NP: All good questions, Martin, and I can’t answer all of them. But I think that the research and the explosion of interest in organizational learning from the mid 1990s, to shortly after the turn of the century, was due to a genuine anxiety that organizations are becoming too complex for individuals and individual genius to manage, that we needed somehow to tap into the zeitgeist of the organization to survive. And that got displaced by, I think, largely by personal technology, when we realized that we could personalize and focus down on individual learners and individual learning needs, and we’ve forgotten about the organization.
Why it’s important now is that if we thought it was complex in 1998, it’s extraordinary complex now. And I don’t believe that there is any one individual however smart, and beautifully attuned and how maybe went to the best schools and knows the best people, there is no one individual who can work it out. And therefore, we have to start to pool our knowledge and help the organization get smart. And my belief is that a bunch of smart people working together are always going to outstrip the individual, however good at their job, because individuals have a particular viewpoint. And bunch of people diverse group working together, have multiple viewpoints, and therefore different perspectives, and they can come up with a solution.

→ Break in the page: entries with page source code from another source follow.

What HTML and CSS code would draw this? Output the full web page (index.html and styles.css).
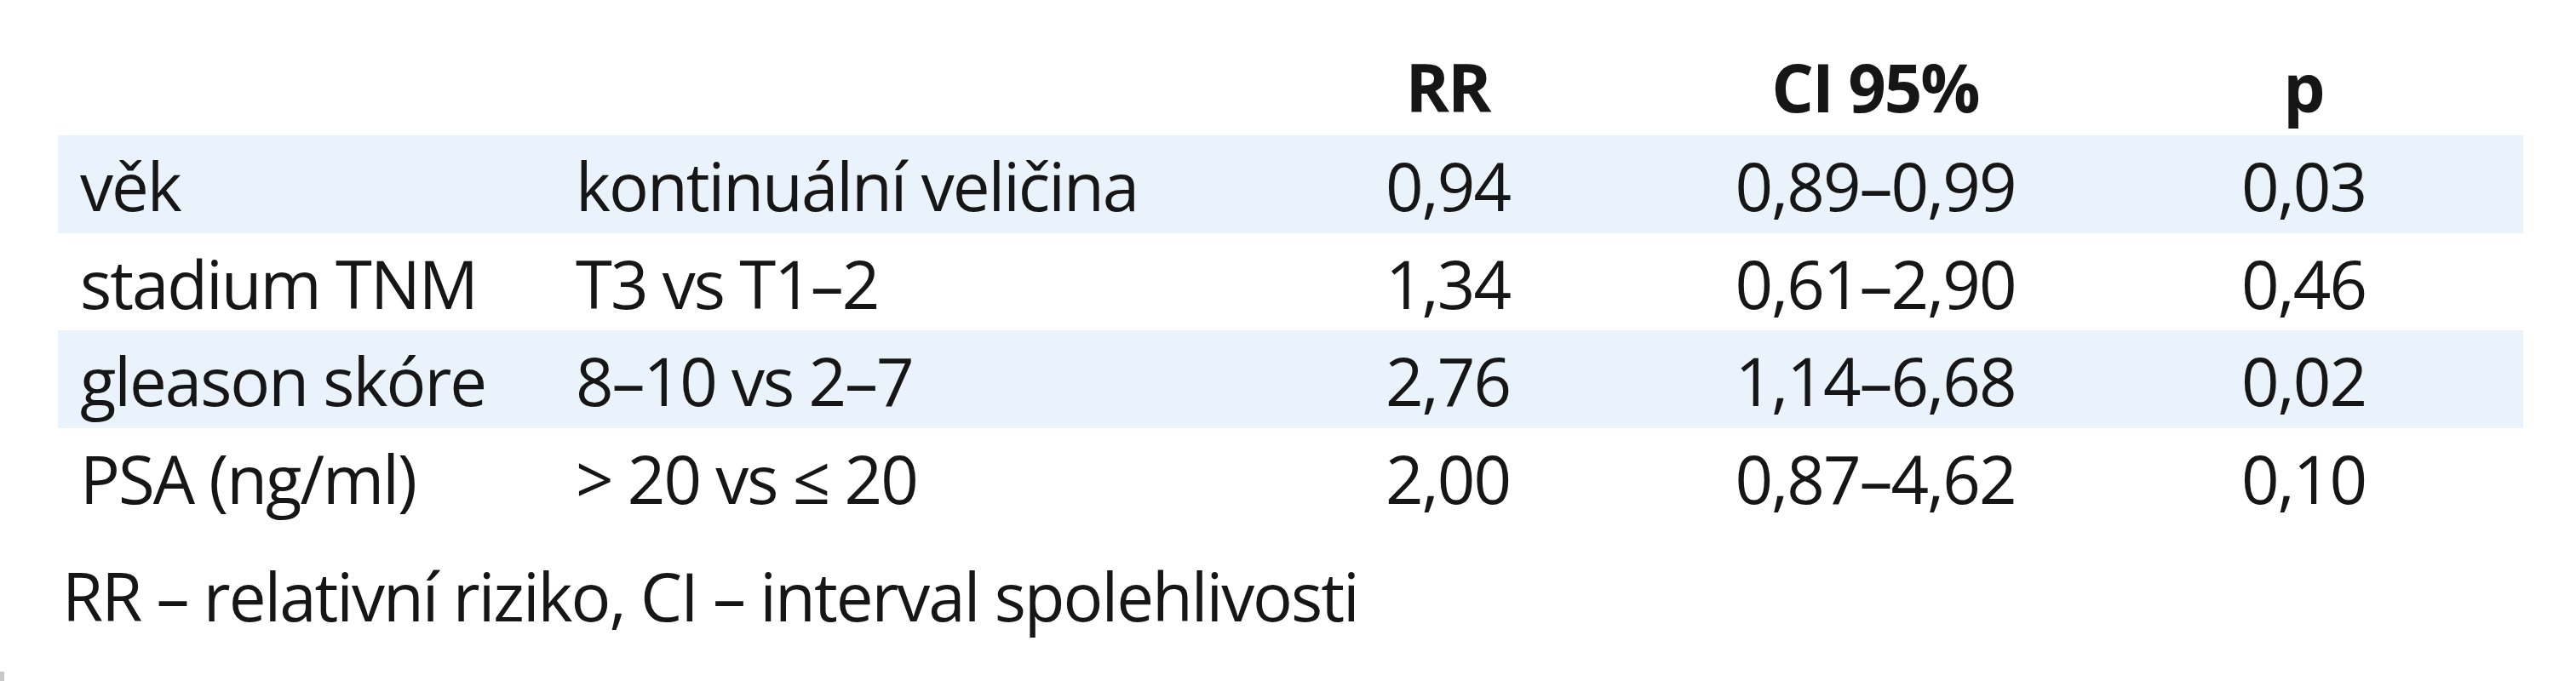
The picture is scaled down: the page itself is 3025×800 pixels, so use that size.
FILE: index.html
```html
<!DOCTYPE html>
<html lang="cs">
<head>
<meta charset="utf-8">
<title>Tabulka RR</title>
<link rel="stylesheet" href="styles.css">
</head>
<body>
<div class="page">
  <div class="table">
    <div class="row head">
      <div class="cell"></div>
      <div class="cell"></div>
      <div class="cell num">RR</div>
      <div class="cell num">CI 95%</div>
      <div class="cell num">p</div>
    </div>
    <div class="row band">
      <div class="cell">věk</div>
      <div class="cell">kontinuální veličina</div>
      <div class="cell num">0,94</div>
      <div class="cell num">0,89–0,99</div>
      <div class="cell num">0,03</div>
    </div>
    <div class="row">
      <div class="cell">stadium TNM</div>
      <div class="cell">T3 vs T1–2</div>
      <div class="cell num">1,34</div>
      <div class="cell num">0,61–2,90</div>
      <div class="cell num">0,46</div>
    </div>
    <div class="row band">
      <div class="cell">gleason skóre</div>
      <div class="cell">8–10 vs 2–7</div>
      <div class="cell num">2,76</div>
      <div class="cell num">1,14–6,68</div>
      <div class="cell num">0,02</div>
    </div>
    <div class="row">
      <div class="cell">PSA (ng/ml)</div>
      <div class="cell">&gt; 20 vs ≤ 20</div>
      <div class="cell num">2,00</div>
      <div class="cell num">0,87–4,62</div>
      <div class="cell num">0,10</div>
    </div>
    <p class="note">RR – relativní riziko, CI – interval spolehlivosti</p>
  </div>
  <span class="edge-mark"></span>
</div>
</body>
</html>
```

FILE: styles.css
```css
html, body {
  margin: 0;
  padding: 0;
  background: #ffffff;
}

.page {
  position: relative;
  width: 3025px;
  height: 800px;
  overflow: hidden;
  font-family: "Open Sans", "Noto Sans", sans-serif;
  font-size: 78px;
  letter-spacing: -2px;
  color: #161616;
}

.table {
  margin-left: 68px;
  width: 2895px;
}

.row {
  display: grid;
  grid-template-columns: 582px 800px 500px 504px 502px;
  padding-right: 7px;
  height: 114.5px;
  line-height: 114.5px;
  white-space: nowrap;
}

.row.head {
  height: 159px;
  line-height: 106px;
  padding-top: 49px;
  box-sizing: border-box;
  font-weight: 700;
}

.row.band {
  background: #eaf2fb;
}

.cell {
  padding-left: 26px;
  padding-top: 2px;
}

.cell.num {
  padding-left: 0;
  text-align: center;
}

.row.head .cell {
  padding-top: 0;
}

.note {
  margin: 30px 0 0 5px;
  line-height: 106px;
  white-space: nowrap;
}

.edge-mark {
  position: absolute;
  left: 0;
  top: 789px;
  width: 5px;
  height: 11px;
  background: #c8c8c8;
}
```
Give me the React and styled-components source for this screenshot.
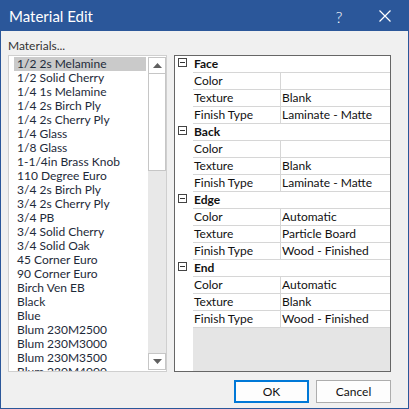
import React from "react";
import styled, { createGlobalStyle } from "styled-components";

const Global = createGlobalStyle`
  html, body { margin: 0; padding: 0; background: #f0f0f0; }
  body { font-family: "Segoe UI", Lato, "Noto Sans", sans-serif; font-size: 12px; color: #1e1e1e; }
  * { box-sizing: border-box; }
`

const Window = styled.div`
  width: 409px;
  height: 409px;
  border: 1px solid #2b579a;
  background: #f0f0f0;
  display: flex;
  flex-direction: column;
  overflow: hidden;
`
const TitleBar = styled.div`
  height: 30px;
  flex: none;
  background: #2b579a;
  color: #fff;
  display: flex;
  align-items: center;
  padding-left: 8px;
  font-size: 15px;
`
const TitleText = styled.span`
  flex: 1;
  padding-bottom: 1px;
`
const CaptionButton = styled.div`
  width: 46px;
  height: 30px;
  display: flex;
  align-items: center;
  justify-content: center;
  color: #fff;
  font-size: 16px;
  font-weight: 300;
`
const Body = styled.div`
  flex: 1;
  padding: 0 17px 0 7px;
  display: grid;
  grid-template-columns: 159px 217px;
  grid-template-rows: 24px 317px;
  column-gap: 7px;
`
const Label = styled.div`
  grid-column: 1 / 3;
  padding-top: 7px;
  line-height: 16px;
  color: #333;
`
const ListBox = styled.div`
  border: 1px solid #cfcfcf;
  background: #fff;
  display: flex;
  overflow: hidden;
`
const Items = styled.div`
  width: 138px;
  padding: 1px 0 0 5px;
  overflow: hidden;
`
const Item = styled.div`
  height: 14px;
  line-height: 14px;
  padding-left: 3px;
  white-space: nowrap;
  color: #1e2a3a;
  background: ${p => (p.$selected ? "#cacaca" : "transparent")};
  margin-right: 1px;
`
const ScrollBar = styled.div`
  width: 18px;
  margin: 1px 0 1px 1px;
  background: #e8e8e8;
  display: flex;
  flex-direction: column;
`
const ScrollButton = styled.div`
  height: 17px;
  flex: none;
  background: #fff;
  border: 1px solid #c6c6c6;
  display: flex;
  align-items: center;
  justify-content: center;
`
const Thumb = styled.div`
  height: 98px;
  flex: none;
  margin-top: -1px;
  background: #fff;
  border: 1px solid #c6c6c6;
`
const Track = styled.div`
  flex: 1;
`
const PropGrid = styled.div`
  border: 1px solid #666;
  background: #e5e5e5;
  display: flex;
  flex-direction: column;
  overflow: hidden;
`
const Row = styled.div`
  display: grid;
  grid-template-columns: 18px 88px 1fr;
  height: 17px;
  flex: none;
`
const Gutter = styled.div`
  background: #fff;
  padding: 2px 0 0 3px;
`
const Cell = styled.div`
  background: #fff;
  border-bottom: 1px solid #d6d6d6;
  border-right: ${p => (p.$divider ? "1px solid #d6d6d6" : "none")};
  padding-left: 1px;
  line-height: 16px;
  white-space: nowrap;
  color: #111;
  font-weight: ${p => (p.$bold ? 700 : 400)};
  grid-column: ${p => (p.$span ? "2 / 4" : "auto")};
`
const Filler = styled.div`
  flex: 1;
  display: grid;
  grid-template-columns: 18px 1fr;
`
const Minus = styled.div`
  width: 9px;
  height: 9px;
  border: 1px solid #444;
  display: flex;
  align-items: center;
  justify-content: center;
  &::after {
    content: "";
    width: 5px;
    height: 1px;
    background: #333;
  }
`
const Footer = styled.div`
  height: 36px;
  flex: none;
  padding: 8px 17px 0 0;
  display: flex;
  justify-content: flex-end;
  gap: 7px;
`
const Button = styled.button`
  width: 75px;
  height: 23px;
  font-family: inherit;
  font-size: 12px;
  color: #111;
  background: #fdfdfd;
  border: 1px solid ${p => (p.$primary ? "#0078d7" : "#adadad")};
  box-shadow: ${p => (p.$primary ? "inset 0 0 0 1px #0078d7" : "none")};
  padding: 0;
`

const materials = [
  "1/2 2s Melamine", "1/2 Solid Cherry", "1/4 1s Melamine", "1/4 2s Birch Ply",
  "1/4 2s Cherry Ply", "1/4 Glass", "1/8 Glass", "1-1/4in Brass Knob",
  "110 Degree Euro", "3/4 2s Birch Ply", "3/4 2s Cherry Ply", "3/4 PB",
  "3/4 Solid Cherry", "3/4 Solid Oak", "45 Corner Euro", "90 Corner Euro",
  "Birch Ven EB", "Black", "Blue", "Blum 230M2500", "Blum 230M3000",
  "Blum 230M3500", "Blum 230M4000",
]

const sections = [
  { name: "Face", color: "", texture: "Blank", finish: "Laminate - Matte" },
  { name: "Back", color: "", texture: "Blank", finish: "Laminate - Matte" },
  { name: "Edge", color: "Automatic", texture: "Particle Board", finish: "Wood - Finished" },
  { name: "End", color: "Automatic", texture: "Blank", finish: "Wood - Finished" },
]

function Arrow({ down }) {
  return (
    <svg width="9" height="5" viewBox="0 0 9 5">
      <polygon points={down ? "0,0 9,0 4.5,5" : "0,5 9,5 4.5,0"} fill="#606060" />
    </svg>
  )
}

export default function App() {
  return (
    <Window>
      <Global />
      <TitleBar>
        <TitleText>Material Edit</TitleText>
        <CaptionButton>?</CaptionButton>
        <CaptionButton>
          <svg width="12" height="12" viewBox="0 0 12 12">
            <path d="M0.5 0.5 L11.5 11.5 M11.5 0.5 L0.5 11.5" stroke="#fff" strokeWidth="1.2" />
          </svg>
        </CaptionButton>
      </TitleBar>
      <Body>
        <Label>Materials...</Label>
        <ListBox>
          <Items>
            {materials.map((m, i) => (
              <Item key={m} $selected={i === 0}>{m}</Item>
            ))}
          </Items>
          <ScrollBar>
            <ScrollButton><Arrow /></ScrollButton>
            <Thumb />
            <Track />
            <ScrollButton><Arrow down /></ScrollButton>
          </ScrollBar>
        </ListBox>
        <PropGrid>
          {sections.map(s => (
            <React.Fragment key={s.name}>
              <Row>
                <Gutter><Minus /></Gutter>
                <Cell $span $bold>{s.name}</Cell>
              </Row>
              {[["Color", s.color], ["Texture", s.texture], ["Finish Type", s.finish]].map(([k, v]) => (
                <Row key={k}>
                  <Gutter />
                  <Cell $divider>{k}</Cell>
                  <Cell>{v}</Cell>
                </Row>
              ))}
            </React.Fragment>
          ))}
          <Filler>
            <Gutter />
            <div />
          </Filler>
        </PropGrid>
      </Body>
      <Footer>
        <Button $primary>OK</Button>
        <Button>Cancel</Button>
      </Footer>
    </Window>
  )
}
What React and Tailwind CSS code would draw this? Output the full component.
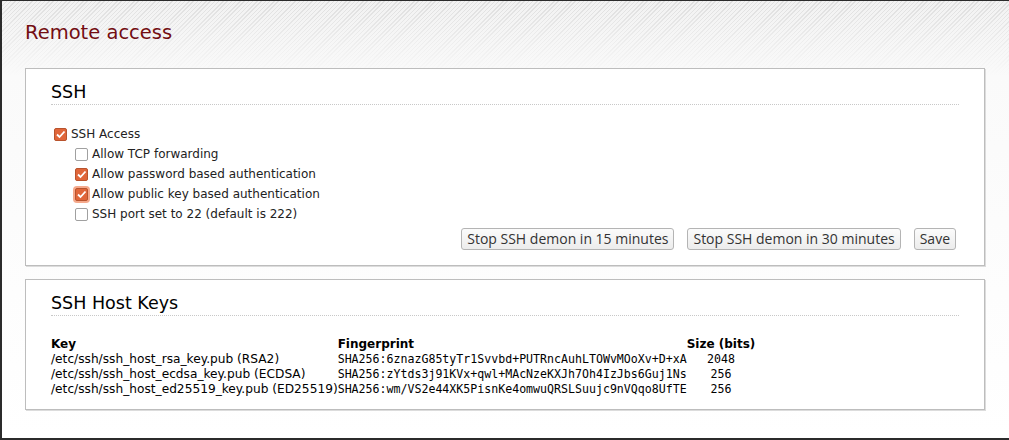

But most organizations are deliberately geared up to stop any of that. Now, you’re not allowed to talk to people you get on and do your job. You’ve got your workstation, you’ve got your laptop, you have your tilting monitor, what else do you need, get on with it, do your job and you’re almost persuaded not to engage and wrap around that a culture where asking for help is a career limitation. admitting mistakes is corporate suicide. And giving help to others is a complete waste of time and you know, downside for you as the giver of you’ve got all these cultural things that have reinforced Here’s the message that I’ll get on and do my job and to hell with anyone else. And I think in the current climate, getting on and doing your job, and to hell with anyone else is completely crazy. And that organizations behave far more stupidly than they really are, you know that they’ve got all this collective intelligence, and it’s banished in favor of expecting certain individuals to come up with the answers. And it doesn’t matter whether you’re a chief executive, or you’re working the telephones that no one’s going to come up with, the individual is going to come up with answers. Or if they do come up with them, they can make huge errors of judgment, and take the organization in a completely wrong direction.
So, I think it’s time to rethink the power of learning in organizations, because it’s important. And to make sure that as we make individuals more competent, we make the organization itself much, much smarter, much, much more resilient, and much more agile, able to turn and twist as the world changes around them. So that’s the essence of it. It’s a kind of insight that I’m slightly obsessed about. And, and I, it’s my kind of mission in life to get that message across. And I hope that at least one or two people will listen and it was It will stir something and get some energy and activity and organizations. That’s what I’m hoping.
MC: That’s great. I think we should leave it there and wait to see the webinar program and look forward to the book, and all the activities that come around that. I think the one thing I would say just hearing your passion around it is that it’s just it feels like a great opportunity for learning teams to tap into something that’s far bigger than what has been traditional learning. That’s what it feels like to me, you know, I’m just taking away that idea this is about culture, you know, organizational culture, but it’s also about well being, and, and people’s work and being heard. And you can begin to think about piecing all that together and being the team responsible for making the connections. That was like a very, very worthwhile way to spend the working day and week, month and year. So sounds very interesting. So let’s leave it there.
NP: Thank you, Martin. I hope it is interesting. And I hope it does make people’s lives a little bit easier. Because that’s the aim ultimately, is to create a better working environment and do better stuff when you’re when you’re there, not being miserable and unhappy and terrified and wearing masks, not telling the truth, which is you know, a lot of the natural consequences of the kinds of cultures that we have in organizations at the moment. So thank you, Martin.